Written instruction:
Return each line holding the string "screenshot".

Input data:
----

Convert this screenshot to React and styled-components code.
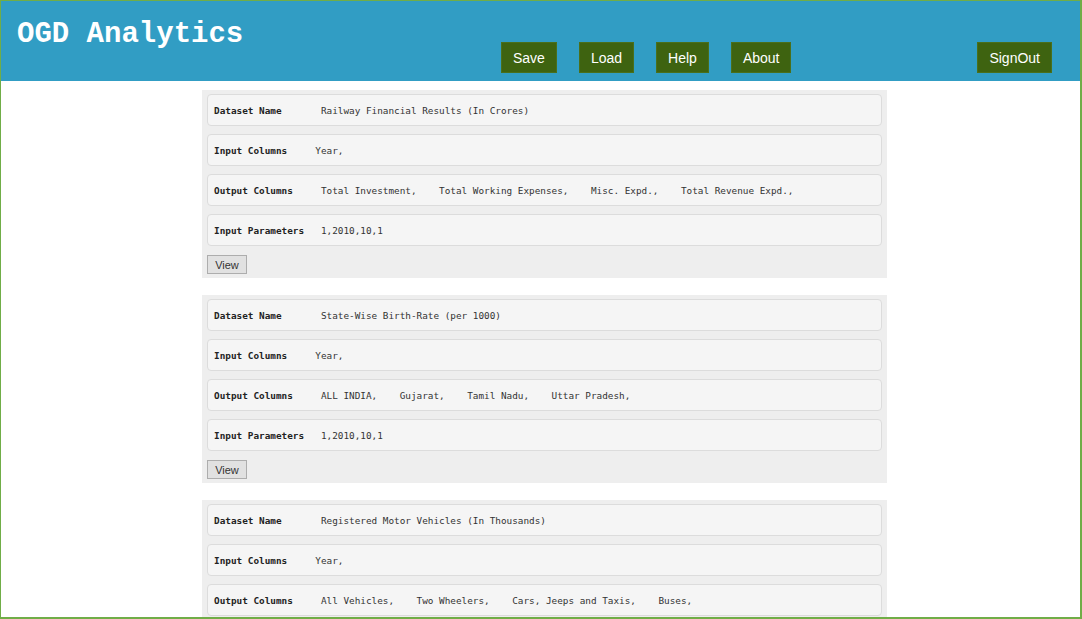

----

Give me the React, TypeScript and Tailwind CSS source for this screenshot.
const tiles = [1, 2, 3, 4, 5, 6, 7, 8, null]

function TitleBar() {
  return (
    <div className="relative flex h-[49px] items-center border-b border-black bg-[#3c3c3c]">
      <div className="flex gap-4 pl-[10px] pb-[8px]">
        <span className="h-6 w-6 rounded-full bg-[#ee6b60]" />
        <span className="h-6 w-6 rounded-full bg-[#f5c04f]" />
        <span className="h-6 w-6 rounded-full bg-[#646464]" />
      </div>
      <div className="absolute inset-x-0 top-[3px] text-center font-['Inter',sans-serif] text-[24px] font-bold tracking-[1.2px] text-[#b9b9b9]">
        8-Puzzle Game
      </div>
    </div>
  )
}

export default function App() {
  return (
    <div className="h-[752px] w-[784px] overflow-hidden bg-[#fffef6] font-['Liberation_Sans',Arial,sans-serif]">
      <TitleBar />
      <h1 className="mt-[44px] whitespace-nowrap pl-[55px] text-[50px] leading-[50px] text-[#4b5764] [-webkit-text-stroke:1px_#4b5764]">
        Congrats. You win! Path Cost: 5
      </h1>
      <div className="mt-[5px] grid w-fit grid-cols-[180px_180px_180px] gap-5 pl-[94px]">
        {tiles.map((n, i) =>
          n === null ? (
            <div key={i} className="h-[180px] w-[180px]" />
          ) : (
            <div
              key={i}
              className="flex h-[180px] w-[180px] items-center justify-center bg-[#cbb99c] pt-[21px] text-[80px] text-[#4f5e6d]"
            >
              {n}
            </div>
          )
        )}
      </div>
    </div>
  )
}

----

Exercise solution:
Convert this screenshot to React and styled-components code.
Give me the React, TypeScript and Tailwind CSS source for this screenshot.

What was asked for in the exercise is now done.